As already indicated on top, the profit-taking in the past two weeks has been quite modest; most major indexes that broke out to new multi-year highs ahead of or following the QEternity announcement held above or at these breakout levels. The Value Line Index briefly broke out of its 5-year downtrend but fell back into it; the 363/364 level remains very crucial. Interestingly but not surprisingly, defensive sectors remained in favor and trade at all-time highs while many cyclical sectors pulled back more than the major indexes suggested, which makes it a quite interesting buy-the-dip opportunity, should the market react to any decent economic data. In this context, the technology, capital goods and energy sector look fairly attractive; the financial sector also has plenty of upside before it reaches the upper end of the broad 3 ½ years trading range and consumer and retail stocks continue to be the best performing cyclical sector.

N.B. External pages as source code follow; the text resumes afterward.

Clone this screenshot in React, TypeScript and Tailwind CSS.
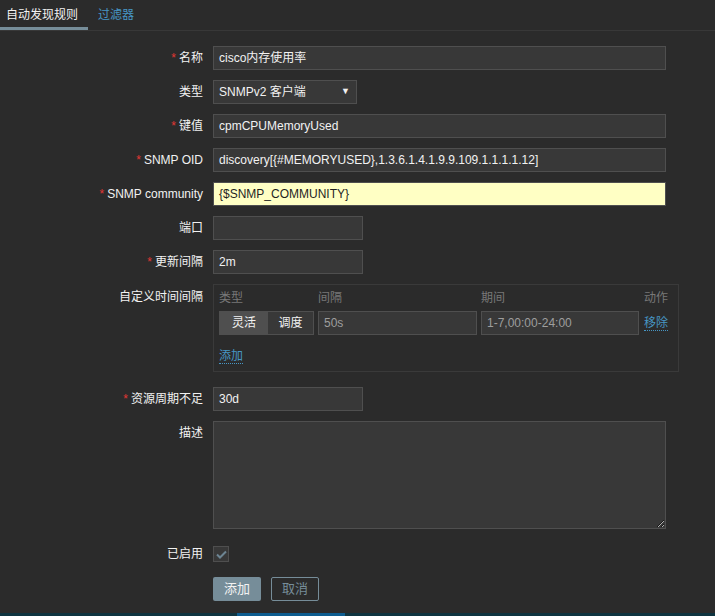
import React from "react";

const font = "font-['Liberation_Sans','Noto_Sans_CJK_SC',sans-serif]";

function Label({ text, required }: { text: string; required?: boolean }) {
  return (
    <div className="w-[213px] shrink-0 pr-[10px] text-right leading-[24px] text-[#f2f2f2]">
      {required && <span className="mr-[3px] text-[#e33734]">*</span>}
      {text}
    </div>
  );
}

function Input({ value, width, yellow }: { value: string; width: string; yellow?: boolean }) {
  return (
    <div
      className={`${width} h-[24px] border px-[5px] leading-[22px] whitespace-nowrap overflow-hidden ${
        yellow ? "bg-[#ffffc4] border-[#4f4f4f] text-[#1f1f1f]" : "bg-[#383838] border-[#4f4f4f] text-[#f2f2f2]"
      }`}
    >
      {value}
    </div>
  );
}

export default function App() {
  return (
    <div className={`${font} text-[12px] bg-[#2b2b2b] min-h-[616px] w-full flex flex-col`}>
      {/* tabs */}
      <div className="flex h-[31px] border-b border-[#383838]">
        <div className="w-[88px] border-b-[3px] border-[#768d99] pl-[6px] pt-[7px] text-[#f2f2f2] leading-[16px]">
          自动发现规则
        </div>
        <div className="pl-[10px] pt-[7px] text-[#4796c4] leading-[16px]">过滤器</div>
      </div>

      <div className="flex flex-col gap-[10px] pt-[15px]">
        <div className="flex">
          <Label text="名称" required />
          <Input value="cisco内存使用率" width="w-[453px]" />
        </div>
        <div className="flex">
          <Label text="类型" />
          <div className="w-[144px] h-[24px] bg-[#383838] border border-[#4f4f4f] pl-[5px] pr-[6px] flex items-center justify-between text-[#f2f2f2]">
            <span>SNMPv2 客户端</span>
            <span className="text-[9px]">▼</span>
          </div>
        </div>
        <div className="flex">
          <Label text="键值" required />
          <Input value="cpmCPUMemoryUsed" width="w-[453px]" />
        </div>
        <div className="flex">
          <Label text="SNMP OID" required />
          <Input value="discovery[{#MEMORYUSED},1.3.6.1.4.1.9.9.109.1.1.1.1.12]" width="w-[453px]" />
        </div>
        <div className="flex">
          <Label text="SNMP community" required />
          <Input value="{$SNMP_COMMUNITY}" width="w-[453px]" yellow />
        </div>
        <div className="flex">
          <Label text="端口" />
          <Input value="" width="w-[150px]" />
        </div>
        <div className="flex">
          <Label text="更新间隔" required />
          <Input value="2m" width="w-[150px]" />
        </div>
        <div className="flex">
          <div className="w-[213px] shrink-0 pr-[10px] text-right leading-[24px] text-[#f2f2f2] pt-[1px]">
            自定义时间间隔
          </div>
          <div className="w-[466px] border border-[#3a3a3a] pt-[4px] pb-[8px] px-[5px]">
            <div className="flex h-[18px] leading-[18px] text-[#787878]">
              <div className="w-[99px]">类型</div>
              <div className="w-[163px]">间隔</div>
              <div className="w-[163px]">期间</div>
              <div>动作</div>
            </div>
            <div className="flex items-center mt-[4px]">
              <div className="flex h-[24px] w-[95px] border border-[#4f4f4f] text-[#f2f2f2]">
                <div className="w-[48px] bg-[#4f4f4f] flex items-center justify-center">灵活</div>
                <div className="flex-1 bg-[#383838] flex items-center justify-center">调度</div>
              </div>
              <div className="ml-[4px] w-[159px] h-[24px] bg-[#383838] border border-[#4f4f4f] px-[5px] leading-[22px] text-[#9e9e9e]">
                50s
              </div>
              <div className="ml-[4px] w-[158px] h-[24px] bg-[#383838] border border-[#4f4f4f] px-[5px] leading-[22px] text-[#9e9e9e]">
                1-7,00:00-24:00
              </div>
              <span className="ml-[5px] text-[#4796c4] border-b border-dotted border-[#4796c4] leading-[14px]">移除</span>
            </div>
            <div className="mt-[12px] h-[16px]">
              <span className="text-[#4796c4] border-b border-dotted border-[#4796c4] leading-[14px]">添加</span>
            </div>
          </div>
        </div>
        <div className="flex mt-[5px]">
          <Label text="资源周期不足" required />
          <Input value="30d" width="w-[150px]" />
        </div>
        <div className="flex">
          <Label text="描述" />
          <textarea
            className="w-[453px] h-[108px] bg-[#383838] border border-[#4f4f4f] text-[#f2f2f2] outline-none"
            defaultValue=""
          />
        </div>
        <div className="flex items-center mt-[3px]">
          <Label text="已启用" />
          <div className="w-[16px] h-[16px] bg-[#383838] border border-[#4f4f4f] flex items-center justify-center">
            <svg width="11" height="9" viewBox="0 0 11 9">
              <polyline points="1,4.5 4,7.5 10,1.5" fill="none" stroke="#6d8593" strokeWidth="2" />
            </svg>
          </div>
        </div>
        <div className="flex mt-[1px]">
          <div className="w-[213px] shrink-0" />
          <div className="w-[48px] h-[24px] bg-[#768d99] rounded-[2px] flex items-center justify-center text-[#f2f2f2] text-[13px]">
            添加
          </div>
          <div className="ml-[10px] w-[48px] h-[24px] border border-[#768d99] rounded-[2px] flex items-center justify-center text-[#768d99] text-[13px]">
            取消
          </div>
        </div>
      </div>

      <div className="mt-auto h-[3px] bg-[#0f3440] flex">
        <div className="ml-[237px] w-[108px] bg-[#0d5c8f]" />
      </div>
    </div>
  );
}
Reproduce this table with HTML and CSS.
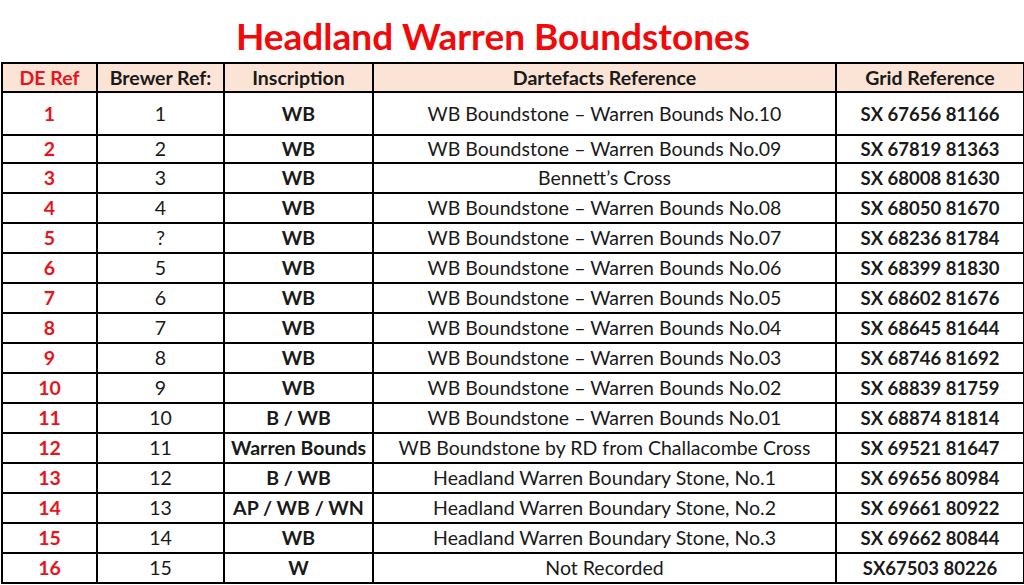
FILE: index.html
```html
<!DOCTYPE html>
<html>
<head>
<meta charset="utf-8">
<link rel="stylesheet" href="styles.css">
</head>
<body>
<h1 class="title">Headland Warren Boundstones</h1>
<table class="grid">
<colgroup>
<col class="c1"><col class="c2"><col class="c3"><col class="c4"><col class="c5">
</colgroup>
<thead>
<tr class="head">
<th class="de">DE Ref</th><th>Brewer Ref:</th><th>Inscription</th><th>Dartefacts Reference</th><th class="g">Grid Reference</th>
</tr>
</thead>
<tbody>
<tr class="r-tall"><td class="de">1</td><td>1</td><td class="b">WB</td><td>WB Boundstone – Warren Bounds No.10</td><td class="g">SX 67656 81166</td></tr>
<tr class="r-short"><td class="de">2</td><td>2</td><td class="b">WB</td><td>WB Boundstone – Warren Bounds No.09</td><td class="g">SX 67819 81363</td></tr>
<tr><td class="de">3</td><td>3</td><td class="b">WB</td><td>Bennett’s Cross</td><td class="g">SX 68008 81630</td></tr>
<tr><td class="de">4</td><td>4</td><td class="b">WB</td><td>WB Boundstone – Warren Bounds No.08</td><td class="g">SX 68050 81670</td></tr>
<tr><td class="de">5</td><td>?</td><td class="b">WB</td><td>WB Boundstone – Warren Bounds No.07</td><td class="g">SX 68236 81784</td></tr>
<tr><td class="de">6</td><td>5</td><td class="b">WB</td><td>WB Boundstone – Warren Bounds No.06</td><td class="g">SX 68399 81830</td></tr>
<tr><td class="de">7</td><td>6</td><td class="b">WB</td><td>WB Boundstone – Warren Bounds No.05</td><td class="g">SX 68602 81676</td></tr>
<tr><td class="de">8</td><td>7</td><td class="b">WB</td><td>WB Boundstone – Warren Bounds No.04</td><td class="g">SX 68645 81644</td></tr>
<tr><td class="de">9</td><td>8</td><td class="b">WB</td><td>WB Boundstone – Warren Bounds No.03</td><td class="g">SX 68746 81692</td></tr>
<tr><td class="de">10</td><td>9</td><td class="b">WB</td><td>WB Boundstone – Warren Bounds No.02</td><td class="g">SX 68839 81759</td></tr>
<tr><td class="de">11</td><td>10</td><td class="b">B / WB</td><td>WB Boundstone – Warren Bounds No.01</td><td class="g">SX 68874 81814</td></tr>
<tr><td class="de">12</td><td>11</td><td class="b">Warren Bounds</td><td>WB Boundstone by RD from Challacombe Cross</td><td class="g">SX 69521 81647</td></tr>
<tr><td class="de">13</td><td>12</td><td class="b">B / WB</td><td>Headland Warren Boundary Stone, No.1</td><td class="g">SX 69656 80984</td></tr>
<tr><td class="de">14</td><td>13</td><td class="b">AP / WB / WN</td><td>Headland Warren Boundary Stone, No.2</td><td class="g">SX 69661 80922</td></tr>
<tr><td class="de">15</td><td>14</td><td class="b">WB</td><td>Headland Warren Boundary Stone, No.3</td><td class="g">SX 69662 80844</td></tr>
<tr><td class="de">16</td><td>15</td><td class="b">W</td><td>Not Recorded</td><td class="g">SX67503 80226</td></tr>
</tbody>
</table>
</body>
</html>
```
FILE: styles.css
```css
html, body {
  margin: 0;
  padding: 0;
  background: #ffffff;
}
body {
  font-family: Lato, "Liberation Sans", sans-serif;
  color: #1a1a1a;
  width: 1024px;
}
.title {
  margin: 0;
  height: 62px;
  line-height: 72px;
  text-align: center;
  font-size: 37px;
  font-weight: 700;
  color: #f00a0a;
  padding-right: 38px;
}
.grid {
  border-collapse: collapse;
  table-layout: fixed;
  width: 1022px;
  margin-left: 1px;
}
.c1 { width: 95px; }
.c2 { width: 127px; }
.c3 { width: 149px; }
.c4 { width: 463px; }
.c5 { width: 188px; }
.grid th, .grid td {
  border: 2px solid #000000;
  padding: 0;
  text-align: center;
  vertical-align: middle;
  font-size: 19.5px;
  line-height: 22px;
  white-space: nowrap;
  overflow: hidden;
}
.grid th {
  background: #fbe3d5;
  font-weight: 700;
  height: 27px;
}
.grid td {
  height: 28px;
  font-weight: 400;
}
.grid tr.r-tall td { height: 41px; }
.grid tr.r-short td { height: 26px; }
.grid .de {
  color: #e8141c;
  font-weight: 700;
}
.grid td.b {
  font-weight: 700;
}
.grid td.g {
  font-weight: 700;
  font-size: 18.5px;
}
```
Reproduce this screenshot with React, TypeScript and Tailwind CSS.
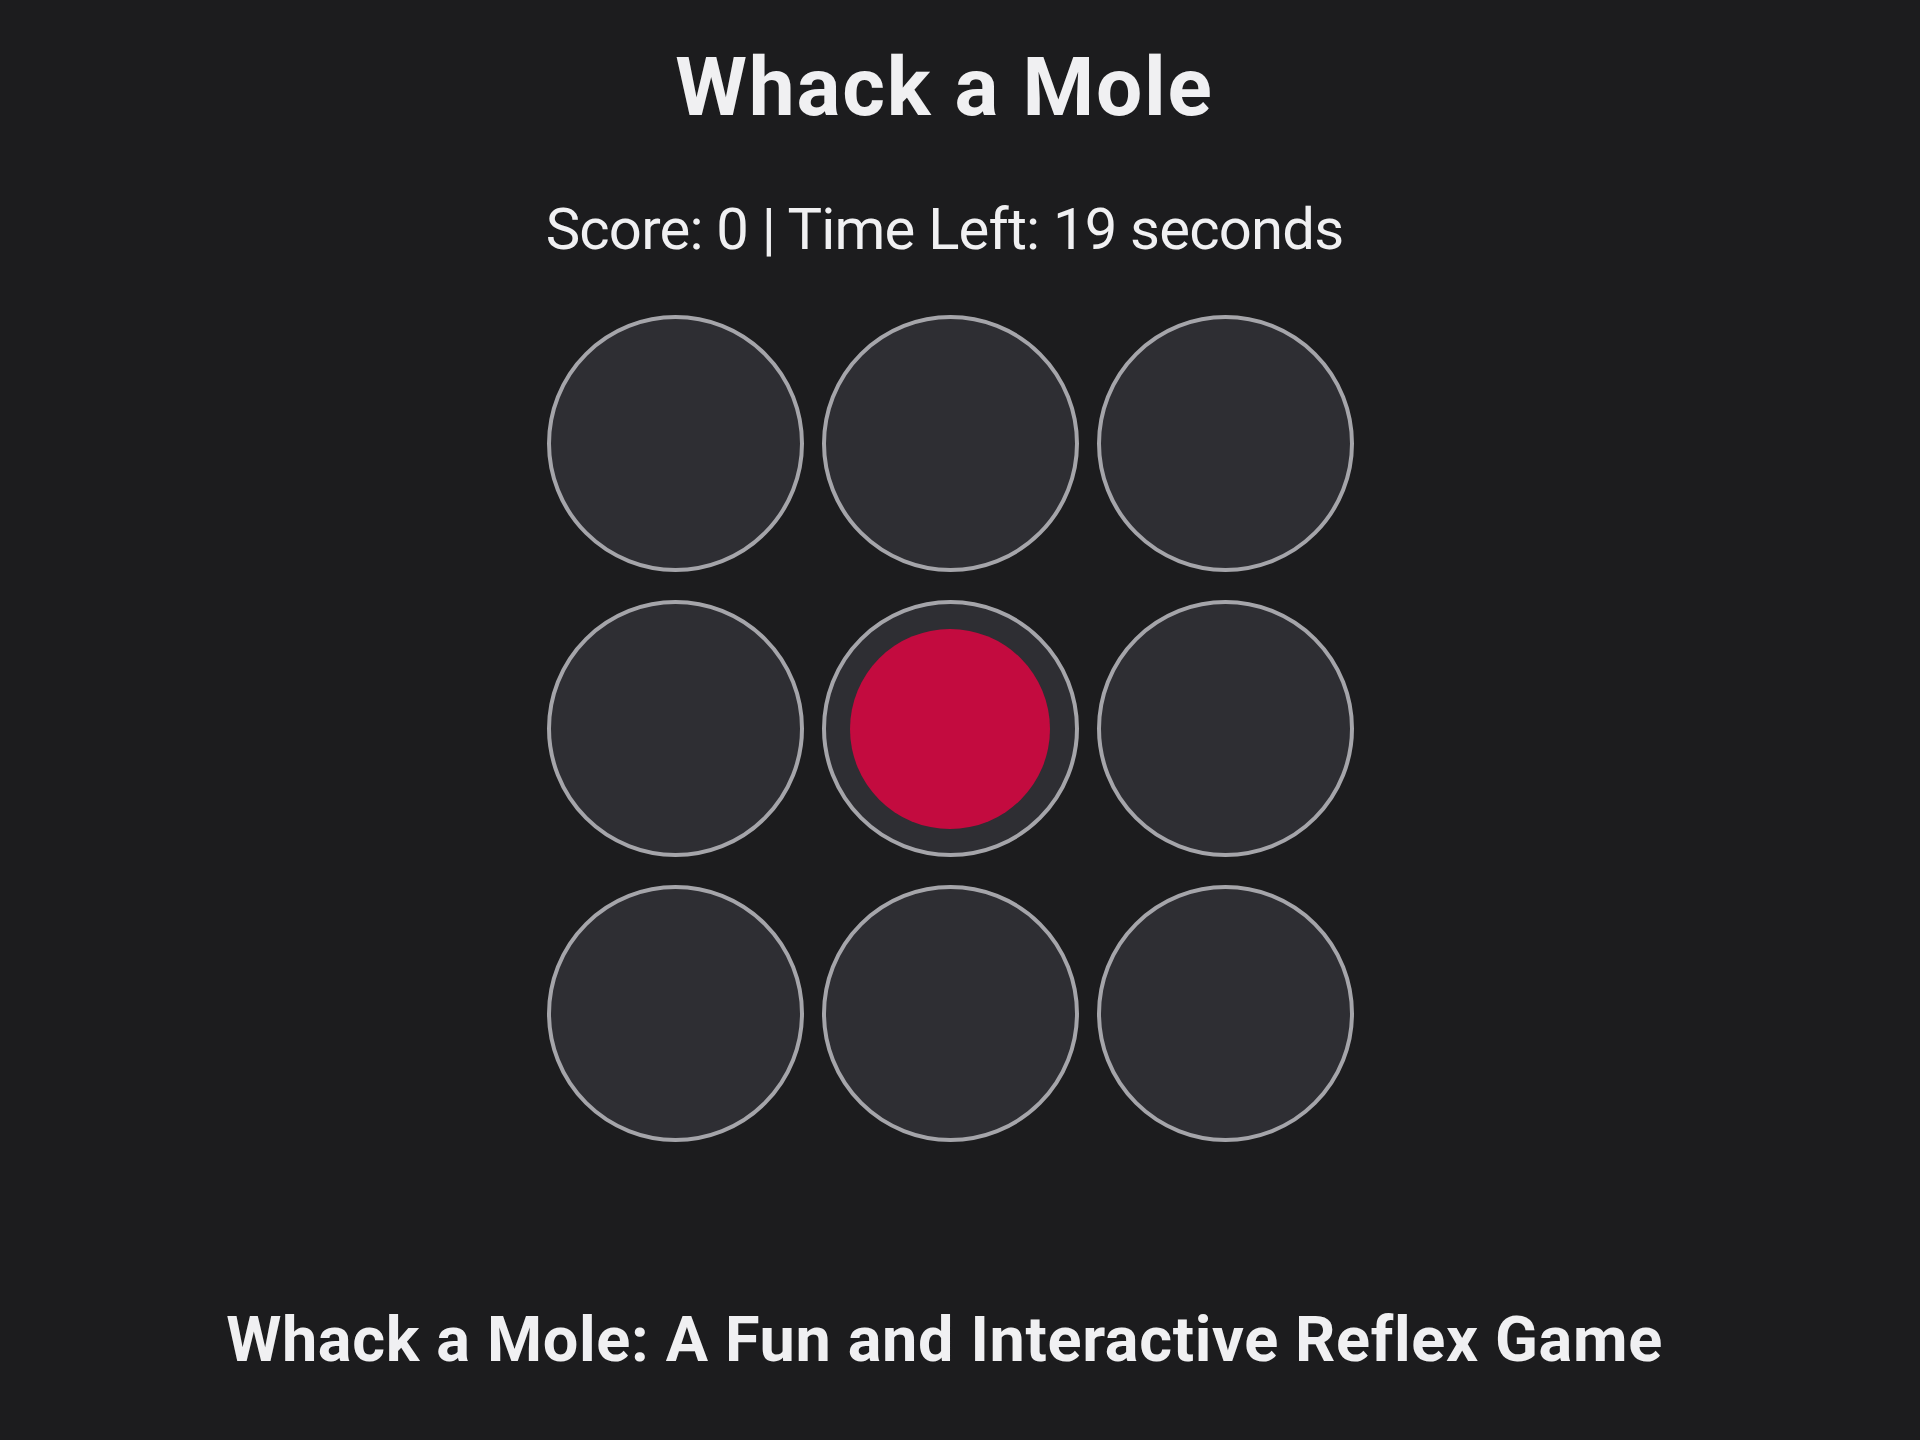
import React, { useState } from 'react';

const HOLES = 9;

const App: React.FC = () => {
    // Static snapshot: score 0, 19 seconds left, mole in the centre hole
    const [score] = useState(0);
    const [timeLeft] = useState(19);
    const [activeHole] = useState(4);

    return (
        <div className="min-h-screen bg-[#1c1c1e] text-[#f0f0f2] font-['Roboto',sans-serif] pr-5">
            <main className="flex flex-col items-center pt-[46px] pb-20">
                <h1 className="mr-[11px] text-[82px] font-bold leading-none tracking-[1.8px]">Whack a Mole</h1>

                <p className="mt-[72px] mr-[11px] text-[58px] leading-none tracking-[-0.8px]">
                    Score: {score} | Time Left: {timeLeft} seconds
                </p>

                {/* Board */}
                <div className="mt-[57px] grid grid-cols-3 gap-x-[18px] gap-y-[28px]">
                    {Array.from({ length: HOLES }).map((_, i) => (
                        <button
                            key={i}
                            className="w-[257px] h-[257px] rounded-full bg-[#2e2e33] border-4 border-[#a5a5aa] flex items-center justify-center"
                        >
                            {i === activeHole && <span className="w-[200px] h-[200px] rounded-full bg-[#c30b3f]" />}
                        </button>
                    ))}
                </div>

                <h2 className="mt-[166px] mr-[11px] text-[63px] font-bold leading-none tracking-[0.65px]">
                    Whack a Mole: A Fun and Interactive Reflex Game
                </h2>
            </main>
        </div>
    );
};

export default App;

The surprise factor still embraces positive data and headlines and upside for the stock market! Q3 gets seen as rather disappointing from an economic and earnings perspective, so any positive economic data or slightly better than expected weak earnings reports in combination with maybe not another major warnings for Q4 from one company or the other should have a positive effect on the market as many market participants pile in the rather negative consensus corner and probably still expect a short-term mini correction.
Trade well.
(Marco Bonelli is the Managing Director of International for CL King & Associates in New York. The opinions expressed are his own.)